We start a new week of trading on positive news in Europe. Thus, we wil have a skewed view to start the week versus were we closed on Friday. The short term bias has shifted off the lows on June 4th. Buyers have stepped up the pace of putting money to work and the micro trend shift is in play. The chart below of the S&P 500 index shows the recent low and bounce. A push through the short term resistance near 1340 is the first test on the upside to recapture the momentum and put the buyers back in control of the markets.
The chart below shows the move of the S&P 500 index (bold white line) versus the ten sectors of the index. One thing that jumps out is the correlation of the move. All the sector are moving together like a school of fish. High correlation in the index is a sign of uncertainty and lack of leadership. if the bounce off the low is going to sustain any type of upside movement leadership will have to be established. Based on the current events watch for Technology (XLK), Financials (XLF) and Consumer Services (XLY) to take on the role of leadership. Without leaders the market volatility will return along with the up and down whipsaw we have been experiencing.

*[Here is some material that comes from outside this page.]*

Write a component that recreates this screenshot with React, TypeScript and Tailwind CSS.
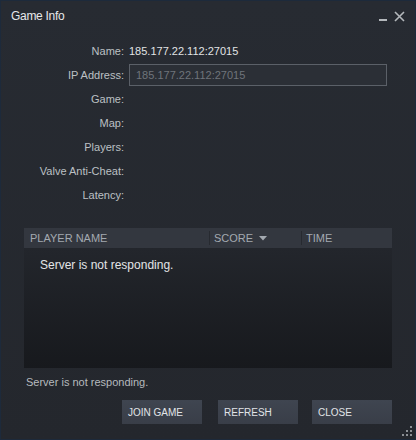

We have updated the Watch List based on the events in play. Our short term outlook is to trade the bounce and see how the overall sentiment responds. The initial look is for a trade back towards the previous trading range. If we clear resistance at the 1340 level on the S&p 500 index, the previous trading range comes back into to play with the top near 1367. There is plenty of resistance, plenty of news and more than enough speculation to go around. One day at a time as we look for a trend to develop that will last long than two to three weeks. Remain disciplined and let this play out. Focus on your goals not the news.